*SHORT EXERCISE*: Filter this data down to the lines that hold "screenshot", and copy them.
-- Begin --
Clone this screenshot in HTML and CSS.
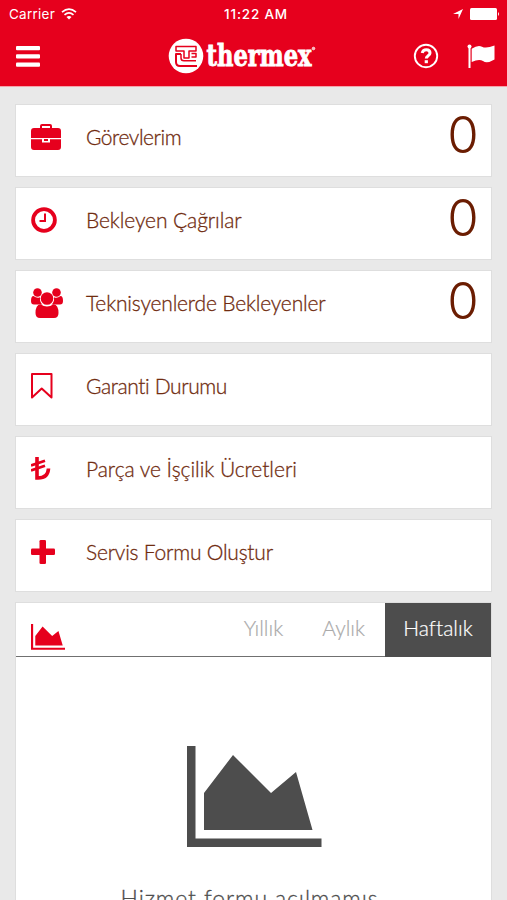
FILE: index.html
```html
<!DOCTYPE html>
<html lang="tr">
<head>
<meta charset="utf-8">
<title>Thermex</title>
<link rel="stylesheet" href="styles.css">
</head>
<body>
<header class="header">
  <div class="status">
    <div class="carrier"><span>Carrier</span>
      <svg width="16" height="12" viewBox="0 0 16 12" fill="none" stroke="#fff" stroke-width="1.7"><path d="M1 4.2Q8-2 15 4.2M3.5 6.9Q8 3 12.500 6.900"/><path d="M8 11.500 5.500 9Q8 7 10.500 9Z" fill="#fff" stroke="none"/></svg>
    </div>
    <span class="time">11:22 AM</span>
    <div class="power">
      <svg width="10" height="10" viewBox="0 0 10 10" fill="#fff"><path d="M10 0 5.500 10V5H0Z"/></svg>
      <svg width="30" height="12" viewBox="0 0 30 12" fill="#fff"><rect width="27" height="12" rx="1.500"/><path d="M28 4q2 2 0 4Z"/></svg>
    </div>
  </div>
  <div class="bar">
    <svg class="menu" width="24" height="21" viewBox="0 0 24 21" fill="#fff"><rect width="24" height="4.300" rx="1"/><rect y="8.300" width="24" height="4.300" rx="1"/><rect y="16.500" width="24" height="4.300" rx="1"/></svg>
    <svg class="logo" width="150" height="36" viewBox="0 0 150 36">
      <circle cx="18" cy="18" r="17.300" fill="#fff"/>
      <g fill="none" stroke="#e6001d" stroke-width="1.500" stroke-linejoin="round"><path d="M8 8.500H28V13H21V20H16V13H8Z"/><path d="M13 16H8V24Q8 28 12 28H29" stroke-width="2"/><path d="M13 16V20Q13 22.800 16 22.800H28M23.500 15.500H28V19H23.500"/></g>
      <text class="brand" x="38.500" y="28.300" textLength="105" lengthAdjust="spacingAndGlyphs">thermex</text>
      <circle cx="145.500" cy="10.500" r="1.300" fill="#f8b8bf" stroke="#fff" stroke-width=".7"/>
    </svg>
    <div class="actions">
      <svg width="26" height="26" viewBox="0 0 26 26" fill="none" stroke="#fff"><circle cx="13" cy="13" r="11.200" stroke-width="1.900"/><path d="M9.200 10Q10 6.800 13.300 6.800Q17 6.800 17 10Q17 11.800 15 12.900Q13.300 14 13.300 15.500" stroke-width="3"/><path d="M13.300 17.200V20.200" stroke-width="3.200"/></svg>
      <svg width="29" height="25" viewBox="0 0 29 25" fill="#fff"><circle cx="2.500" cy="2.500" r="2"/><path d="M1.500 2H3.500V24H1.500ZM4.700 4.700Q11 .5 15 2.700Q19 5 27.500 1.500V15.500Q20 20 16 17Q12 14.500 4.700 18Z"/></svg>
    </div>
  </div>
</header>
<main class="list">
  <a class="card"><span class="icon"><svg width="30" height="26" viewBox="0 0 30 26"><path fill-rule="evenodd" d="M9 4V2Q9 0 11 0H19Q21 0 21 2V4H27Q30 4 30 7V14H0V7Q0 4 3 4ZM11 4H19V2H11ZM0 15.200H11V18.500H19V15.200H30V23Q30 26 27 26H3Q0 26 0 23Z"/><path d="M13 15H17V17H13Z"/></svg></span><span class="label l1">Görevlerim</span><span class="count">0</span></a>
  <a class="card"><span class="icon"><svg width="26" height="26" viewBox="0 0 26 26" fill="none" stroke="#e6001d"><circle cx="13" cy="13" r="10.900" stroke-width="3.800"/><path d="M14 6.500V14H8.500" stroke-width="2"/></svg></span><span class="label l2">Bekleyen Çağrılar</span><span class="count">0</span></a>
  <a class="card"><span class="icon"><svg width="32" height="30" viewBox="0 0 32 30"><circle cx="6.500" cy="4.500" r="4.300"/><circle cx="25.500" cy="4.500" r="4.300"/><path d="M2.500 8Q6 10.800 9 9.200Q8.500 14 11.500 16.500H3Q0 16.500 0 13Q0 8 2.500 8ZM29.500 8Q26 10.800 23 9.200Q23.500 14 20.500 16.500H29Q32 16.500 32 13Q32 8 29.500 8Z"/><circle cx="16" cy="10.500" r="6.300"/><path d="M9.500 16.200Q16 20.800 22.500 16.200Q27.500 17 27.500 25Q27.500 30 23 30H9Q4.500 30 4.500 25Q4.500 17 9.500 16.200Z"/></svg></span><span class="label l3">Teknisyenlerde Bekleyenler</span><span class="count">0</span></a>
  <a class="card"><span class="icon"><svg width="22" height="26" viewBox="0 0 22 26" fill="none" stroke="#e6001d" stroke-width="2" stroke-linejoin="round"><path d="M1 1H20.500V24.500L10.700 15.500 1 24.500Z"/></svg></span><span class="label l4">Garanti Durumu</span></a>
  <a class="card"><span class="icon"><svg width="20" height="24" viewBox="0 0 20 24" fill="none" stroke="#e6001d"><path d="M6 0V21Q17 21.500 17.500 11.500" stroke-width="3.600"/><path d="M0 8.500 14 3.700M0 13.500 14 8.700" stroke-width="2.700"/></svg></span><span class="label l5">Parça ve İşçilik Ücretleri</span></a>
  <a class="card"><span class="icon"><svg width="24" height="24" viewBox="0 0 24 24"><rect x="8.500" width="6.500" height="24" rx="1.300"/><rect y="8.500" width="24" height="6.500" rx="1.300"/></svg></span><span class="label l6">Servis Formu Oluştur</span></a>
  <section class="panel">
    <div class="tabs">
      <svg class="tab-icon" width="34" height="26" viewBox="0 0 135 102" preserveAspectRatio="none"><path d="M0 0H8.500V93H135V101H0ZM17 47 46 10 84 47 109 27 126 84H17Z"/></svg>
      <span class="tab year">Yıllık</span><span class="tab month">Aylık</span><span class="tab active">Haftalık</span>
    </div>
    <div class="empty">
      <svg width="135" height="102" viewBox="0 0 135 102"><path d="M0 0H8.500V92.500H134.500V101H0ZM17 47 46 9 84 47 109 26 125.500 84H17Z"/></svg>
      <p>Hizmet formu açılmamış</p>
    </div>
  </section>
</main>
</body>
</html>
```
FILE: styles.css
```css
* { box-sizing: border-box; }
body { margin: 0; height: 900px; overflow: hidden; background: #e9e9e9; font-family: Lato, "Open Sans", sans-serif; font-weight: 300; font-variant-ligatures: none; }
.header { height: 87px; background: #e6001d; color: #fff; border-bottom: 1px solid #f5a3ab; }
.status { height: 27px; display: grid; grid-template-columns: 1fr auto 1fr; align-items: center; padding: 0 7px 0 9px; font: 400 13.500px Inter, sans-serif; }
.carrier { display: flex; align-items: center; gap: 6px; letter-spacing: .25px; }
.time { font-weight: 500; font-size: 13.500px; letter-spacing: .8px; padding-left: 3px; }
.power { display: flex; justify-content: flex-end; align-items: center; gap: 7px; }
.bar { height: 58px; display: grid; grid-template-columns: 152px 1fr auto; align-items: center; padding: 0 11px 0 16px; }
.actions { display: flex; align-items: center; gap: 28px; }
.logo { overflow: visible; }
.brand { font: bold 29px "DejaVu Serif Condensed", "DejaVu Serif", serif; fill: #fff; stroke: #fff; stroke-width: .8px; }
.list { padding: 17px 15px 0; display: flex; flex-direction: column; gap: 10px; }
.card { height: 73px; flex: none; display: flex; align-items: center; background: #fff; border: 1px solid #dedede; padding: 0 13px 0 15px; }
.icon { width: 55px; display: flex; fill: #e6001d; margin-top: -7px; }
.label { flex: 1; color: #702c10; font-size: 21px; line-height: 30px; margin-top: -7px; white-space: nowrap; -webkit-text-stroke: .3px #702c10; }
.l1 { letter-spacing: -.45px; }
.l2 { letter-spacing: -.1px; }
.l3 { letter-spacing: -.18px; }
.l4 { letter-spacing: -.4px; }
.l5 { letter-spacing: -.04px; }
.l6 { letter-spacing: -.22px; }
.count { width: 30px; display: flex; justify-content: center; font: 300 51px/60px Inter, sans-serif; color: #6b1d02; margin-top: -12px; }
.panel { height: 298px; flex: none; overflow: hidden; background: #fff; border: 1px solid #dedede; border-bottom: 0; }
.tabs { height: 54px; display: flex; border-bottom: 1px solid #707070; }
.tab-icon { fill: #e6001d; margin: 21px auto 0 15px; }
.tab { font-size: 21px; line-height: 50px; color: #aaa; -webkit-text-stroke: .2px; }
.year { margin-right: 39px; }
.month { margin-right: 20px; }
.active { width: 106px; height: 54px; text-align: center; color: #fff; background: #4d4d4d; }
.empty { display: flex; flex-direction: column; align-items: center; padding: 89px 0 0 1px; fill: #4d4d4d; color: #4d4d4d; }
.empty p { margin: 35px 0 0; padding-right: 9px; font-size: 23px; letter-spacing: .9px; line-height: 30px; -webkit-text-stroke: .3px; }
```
-- End --
-- Begin --
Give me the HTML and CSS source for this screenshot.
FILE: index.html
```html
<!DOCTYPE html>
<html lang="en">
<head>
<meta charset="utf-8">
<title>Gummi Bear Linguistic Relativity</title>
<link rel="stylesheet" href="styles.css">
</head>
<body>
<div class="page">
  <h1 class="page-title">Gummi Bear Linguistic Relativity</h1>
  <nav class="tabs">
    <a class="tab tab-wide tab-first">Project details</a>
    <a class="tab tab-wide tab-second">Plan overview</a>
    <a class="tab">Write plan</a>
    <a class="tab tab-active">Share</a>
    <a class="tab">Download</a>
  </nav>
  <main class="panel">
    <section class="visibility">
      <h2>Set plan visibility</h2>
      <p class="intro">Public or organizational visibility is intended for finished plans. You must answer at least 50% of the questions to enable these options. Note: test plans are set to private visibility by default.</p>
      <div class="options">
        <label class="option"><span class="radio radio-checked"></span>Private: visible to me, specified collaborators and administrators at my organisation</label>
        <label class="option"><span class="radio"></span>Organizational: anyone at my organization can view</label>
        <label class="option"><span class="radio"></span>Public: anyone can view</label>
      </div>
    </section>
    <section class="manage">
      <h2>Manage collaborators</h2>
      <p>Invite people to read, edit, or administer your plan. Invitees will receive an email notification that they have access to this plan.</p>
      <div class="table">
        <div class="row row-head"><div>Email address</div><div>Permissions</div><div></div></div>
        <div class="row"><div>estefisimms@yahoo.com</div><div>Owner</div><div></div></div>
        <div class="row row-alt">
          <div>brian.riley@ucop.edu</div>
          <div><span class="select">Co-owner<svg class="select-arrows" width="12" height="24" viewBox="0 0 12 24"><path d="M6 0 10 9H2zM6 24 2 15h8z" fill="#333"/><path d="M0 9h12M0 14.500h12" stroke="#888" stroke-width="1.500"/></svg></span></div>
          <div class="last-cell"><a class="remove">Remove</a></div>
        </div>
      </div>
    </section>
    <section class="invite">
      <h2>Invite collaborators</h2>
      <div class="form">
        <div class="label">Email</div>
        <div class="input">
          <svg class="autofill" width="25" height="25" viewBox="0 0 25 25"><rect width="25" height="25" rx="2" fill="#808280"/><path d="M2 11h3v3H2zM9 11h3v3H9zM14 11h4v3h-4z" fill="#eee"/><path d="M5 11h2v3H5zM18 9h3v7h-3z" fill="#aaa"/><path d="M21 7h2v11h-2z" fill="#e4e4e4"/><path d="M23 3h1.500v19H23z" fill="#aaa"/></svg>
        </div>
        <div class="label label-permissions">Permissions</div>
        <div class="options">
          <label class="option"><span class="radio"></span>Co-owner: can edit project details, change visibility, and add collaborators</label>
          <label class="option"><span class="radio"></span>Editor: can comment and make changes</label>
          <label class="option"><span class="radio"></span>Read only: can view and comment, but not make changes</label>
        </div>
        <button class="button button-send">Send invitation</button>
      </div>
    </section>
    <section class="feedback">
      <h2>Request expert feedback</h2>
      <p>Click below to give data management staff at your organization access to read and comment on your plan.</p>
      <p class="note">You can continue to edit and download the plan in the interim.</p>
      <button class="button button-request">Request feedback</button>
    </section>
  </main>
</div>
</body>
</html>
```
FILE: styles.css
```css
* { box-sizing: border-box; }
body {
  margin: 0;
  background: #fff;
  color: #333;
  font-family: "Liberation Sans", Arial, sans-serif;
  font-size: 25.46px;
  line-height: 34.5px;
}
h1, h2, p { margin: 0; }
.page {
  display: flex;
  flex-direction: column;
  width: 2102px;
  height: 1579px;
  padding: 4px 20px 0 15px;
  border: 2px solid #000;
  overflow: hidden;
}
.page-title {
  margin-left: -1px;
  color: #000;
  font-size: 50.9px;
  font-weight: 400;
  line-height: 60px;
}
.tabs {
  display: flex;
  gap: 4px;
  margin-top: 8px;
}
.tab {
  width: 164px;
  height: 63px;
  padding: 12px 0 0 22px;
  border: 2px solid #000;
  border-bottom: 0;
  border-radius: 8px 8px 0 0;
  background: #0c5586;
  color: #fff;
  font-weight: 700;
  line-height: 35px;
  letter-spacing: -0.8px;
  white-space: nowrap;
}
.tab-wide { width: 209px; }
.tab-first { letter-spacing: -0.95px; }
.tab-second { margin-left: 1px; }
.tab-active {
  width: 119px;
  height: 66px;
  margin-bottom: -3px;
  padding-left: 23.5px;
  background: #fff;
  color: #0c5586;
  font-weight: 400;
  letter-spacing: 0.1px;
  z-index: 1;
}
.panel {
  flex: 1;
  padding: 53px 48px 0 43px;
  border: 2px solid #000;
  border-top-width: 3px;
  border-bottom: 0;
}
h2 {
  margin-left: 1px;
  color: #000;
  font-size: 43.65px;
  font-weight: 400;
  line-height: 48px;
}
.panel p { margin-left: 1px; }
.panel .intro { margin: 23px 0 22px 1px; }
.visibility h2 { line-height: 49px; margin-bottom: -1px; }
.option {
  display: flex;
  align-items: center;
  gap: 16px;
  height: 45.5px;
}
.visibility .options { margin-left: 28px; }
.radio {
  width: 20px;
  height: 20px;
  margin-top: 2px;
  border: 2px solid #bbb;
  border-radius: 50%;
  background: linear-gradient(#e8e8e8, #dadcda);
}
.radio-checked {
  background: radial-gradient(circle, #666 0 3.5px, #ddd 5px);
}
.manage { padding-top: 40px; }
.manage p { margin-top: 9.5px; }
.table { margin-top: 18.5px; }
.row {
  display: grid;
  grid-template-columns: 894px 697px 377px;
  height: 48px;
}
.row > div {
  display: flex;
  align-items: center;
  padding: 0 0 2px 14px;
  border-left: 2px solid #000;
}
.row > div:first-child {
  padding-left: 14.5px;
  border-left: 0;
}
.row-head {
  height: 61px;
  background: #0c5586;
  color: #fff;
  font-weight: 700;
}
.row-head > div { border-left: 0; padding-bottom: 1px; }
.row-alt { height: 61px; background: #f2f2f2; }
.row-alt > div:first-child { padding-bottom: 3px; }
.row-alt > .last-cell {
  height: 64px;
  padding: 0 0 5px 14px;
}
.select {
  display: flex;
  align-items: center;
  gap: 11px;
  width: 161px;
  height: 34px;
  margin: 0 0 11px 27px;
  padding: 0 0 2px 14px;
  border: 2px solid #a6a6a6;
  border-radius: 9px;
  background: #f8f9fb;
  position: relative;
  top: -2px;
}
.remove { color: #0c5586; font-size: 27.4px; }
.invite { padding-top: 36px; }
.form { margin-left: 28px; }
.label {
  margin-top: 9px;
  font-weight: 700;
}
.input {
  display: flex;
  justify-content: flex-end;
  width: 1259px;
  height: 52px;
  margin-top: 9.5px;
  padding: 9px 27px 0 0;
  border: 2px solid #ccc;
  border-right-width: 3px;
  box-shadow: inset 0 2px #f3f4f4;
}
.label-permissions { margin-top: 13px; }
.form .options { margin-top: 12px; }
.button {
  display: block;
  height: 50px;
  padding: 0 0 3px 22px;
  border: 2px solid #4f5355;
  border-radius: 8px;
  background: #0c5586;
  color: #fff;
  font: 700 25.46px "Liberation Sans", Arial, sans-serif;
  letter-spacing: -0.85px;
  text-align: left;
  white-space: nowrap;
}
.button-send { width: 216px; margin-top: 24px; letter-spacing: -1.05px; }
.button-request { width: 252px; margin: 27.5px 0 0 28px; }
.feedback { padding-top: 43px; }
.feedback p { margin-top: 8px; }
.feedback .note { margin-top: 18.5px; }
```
-- End --
*ANSWER*:
Clone this screenshot in HTML and CSS.
Give me the HTML and CSS source for this screenshot.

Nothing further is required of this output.